EA: Let’s start off with the official announcements that have come in.

MT: Yes – definitely! More and more countries are announcing their submissions so it’s certainly a very exciting time. Shall we start by region?

BORDER (Sweden)

EA: Let’s do that. Not surprisingly, Europe is hot out of the gate with some high profile Cannes winners and favorites (many that we predicted would be here) including GIRL from Belgium and BORDER from Sweden.

MT: BORDER is certainly an interesting case. I think it could go both ways but this is a film that, while being weird, stays with you for some reason. I think its chances are 50/50.

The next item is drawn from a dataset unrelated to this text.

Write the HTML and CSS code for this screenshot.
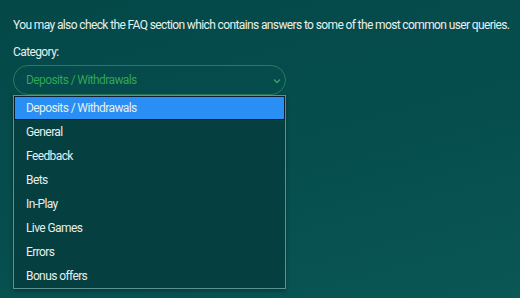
FILE: index.html
```html
<!DOCTYPE html>
<html>
<head>
    <title>FAQ</title>
    <link rel="stylesheet" href="styles.css">
</head>
<body>
    <div class="faq">
        <p class="intro">You may also check the FAQ section which contains answers to some of the most common user queries.</p>
        <label class="label">Category:</label>
        <div class="select">
            <div class="select-value">
                <span>Deposits / Withdrawals</span>
                <svg class="chevron" width="8" height="6" viewBox="0 0 8 6">
                    <path d="M1 1.5 L4 4.5 L7 1.5" fill="none" stroke="#3aa060" stroke-width="1.4"/>
                </svg>
            </div>
            <ul class="options">
                <li class="selected">Deposits / Withdrawals</li>
                <li>General</li>
                <li>Feedback</li>
                <li>Bets</li>
                <li>In-Play</li>
                <li>Live Games</li>
                <li>Errors</li>
                <li>Bonus offers</li>
            </ul>
        </div>
    </div>
</body>
</html>
```

FILE: styles.css
```css
body {
    margin: 0;
    height: 298px;
    background: linear-gradient(165deg, #044848 0%, #064e4e 55%, #0a5755 100%);
    font-family: Roboto, "Liberation Sans", sans-serif;
    color: #e8f0ee;
    overflow: hidden;
}

.faq {
    padding: 18px 13px 0;
}

.intro {
    margin: 0;
    font-size: 12px;
    line-height: 14px;
    letter-spacing: -0.62px;
    white-space: nowrap;
}

.label {
    display: block;
    margin-top: 13px;
    font-size: 12px;
    line-height: 14px;
    letter-spacing: -0.6px;
}

.select {
    width: 273px;
    margin-top: 6px;
}

.select-value {
    display: flex;
    justify-content: space-between;
    align-items: center;
    height: 28px;
    padding: 0 4px 0 12px;
    border: 1px solid #2c7a5e;
    border-radius: 15px;
    color: #2fa653;
    font-size: 12px;
    letter-spacing: -0.6px;
}

.chevron {
    margin-top: 1px;
}

.options {
    list-style: none;
    margin: 0;
    padding: 0;
    background: #053f40;
    border: 1px solid #5f9090;
    box-shadow: 0 2px 4px rgba(0, 0, 0, 0.3);
}

.options li {
    height: 24px;
    line-height: 24px;
    padding-left: 12px;
    font-size: 12px;
    letter-spacing: -0.6px;
    color: #e6eeec;
}

.options li.selected {
    height: 22px;
    line-height: 22px;
    padding-left: 11px;
    background: #2a8ff5;
    border: 1px solid #0d1e2e;
}
```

As for GIRL, I would argue that the film may not be the strong contender many think it is. I’ve seen the film too and really liked it, but it could strike some voters as a bit..low key.

MT: Also, coming off a year where A FANTASTIC WOMAN was just honored, you could feel like some voters could go like: ‘we’ve just done that last year’.

EA: As you know, those were two of my favorite films from Cannes this year, so maybe I’m a bit biased.

MT: I know I’m in the minority on GIRL.

EA: But Sweden has scored nominations in FLF for the last two years.

MT: Sweden and Denmark are perfect in picking candidates, yes.

EA: And, as you said, A FANTASTIC WOMAN just won with not only a trans storyline but a trans lead actress.

EA: Do you think there will be some controversy over the fact that the lead in GIRL is a cis male and not a trans girl?

MT: Yes there’s a controversy waiting to happen with GIRL, I think. I just think in the end, it may not be as striking as something like BORDER.
If it misses though, it will probably be due to the lowkey nature of the film.

EA: Indeed, there are some major FLF in contention this year that could push it aside.

MT: Voters would probably gravitate towards a more showy, dramatic film. A bit like why they loved something like IN THE FADE. It’s actually a very strong year for Europe. I would say keep an eye on THE GUILTY from Denmark. If it gets submitted, of course.

EA: Yes, I think both of us are predicting that quite easily.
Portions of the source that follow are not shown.